I was involved with local rail lobby group called Get the Train a few years back. We spent several years promoting rail travel and chartered commuter trains a few times, subsidised by an alternative transport fund which John Key's government abolished, which took the fun out of it somewhat. Get the Train is still ticking over quietly and might appreciate some new members, so look them up if you are keen and read the stories about the commuter trains. But running a train service is not for the fainthearted: the railway company won't even let off the handbrake on that thing for less than a triple figure sum. For the same reason, don't hold yer breath waiting for the regional council to start a train service.
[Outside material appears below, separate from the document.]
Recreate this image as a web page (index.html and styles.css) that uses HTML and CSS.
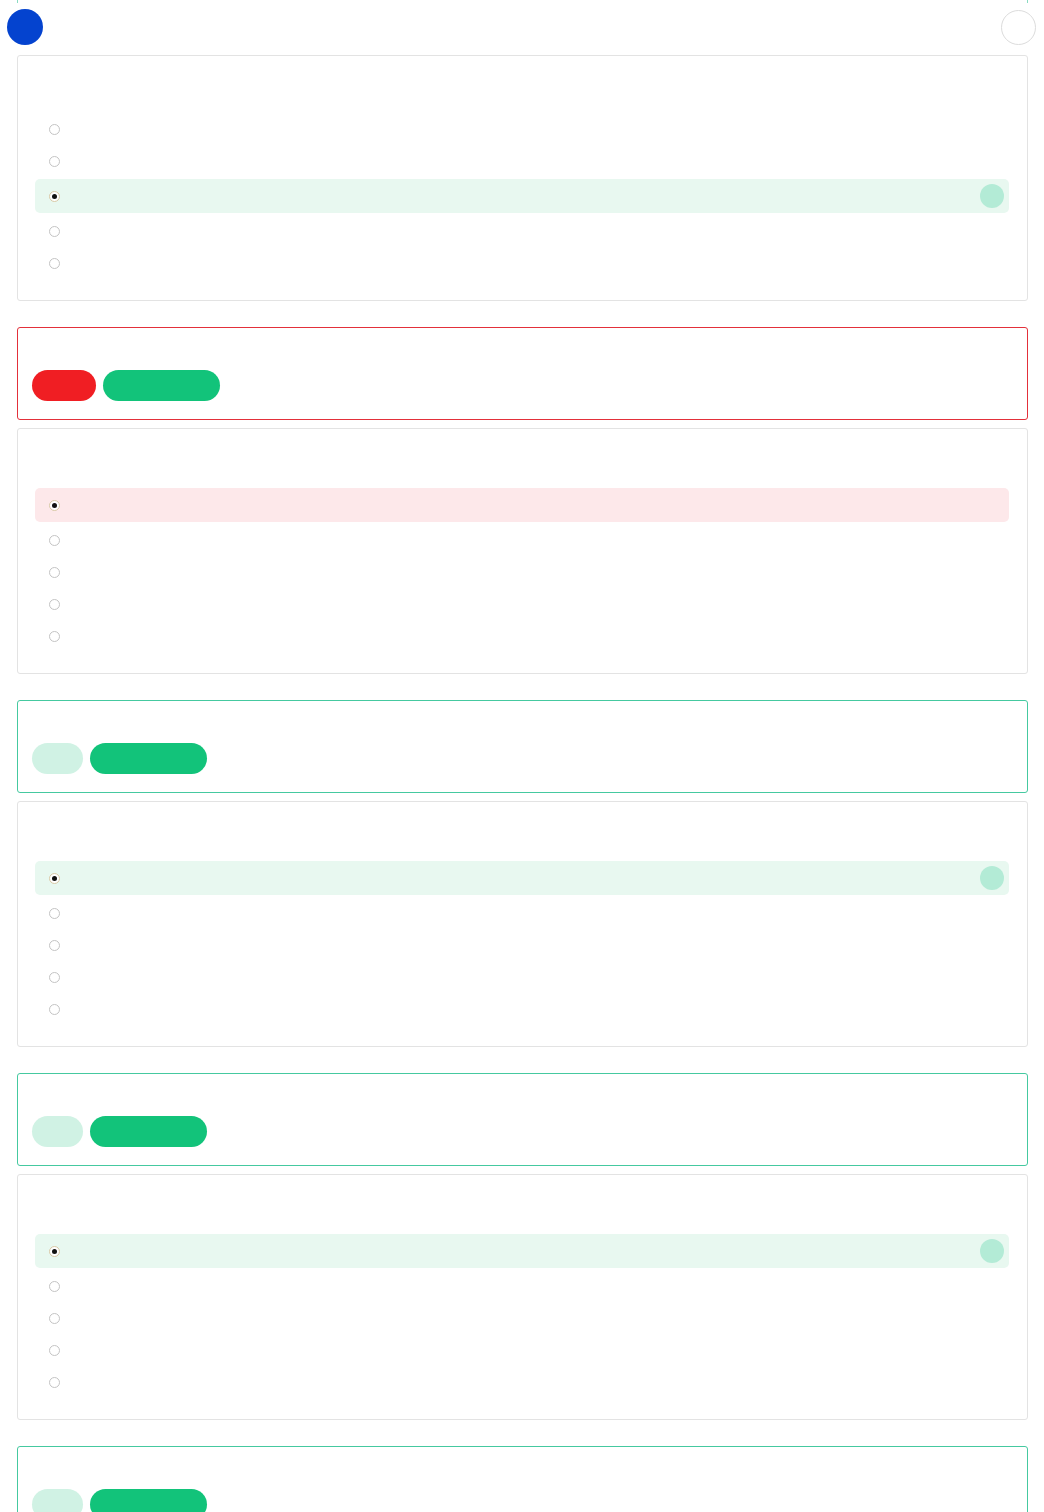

But I still believe rail's time will come again some day.
One thing we did achieve with Get the Train was to encourage Dunedin Railways to include Waitati in their occasional "Suburban Train Revival" days, so keep an eye out for those events, usually in the school holidays.
The "Seasider" scenic train (03 477 4449), operates once or twice weekly over the summer from Dunedin to Palmerston and back, and can be requested to stop en route by arrangement. But the fare is aimed at overseas visitors seeking a comfortable day out and so not really suited to a commuter.
Move to town
One last option. I tried it; it's not so bad. But I do miss seeing my friends out that way.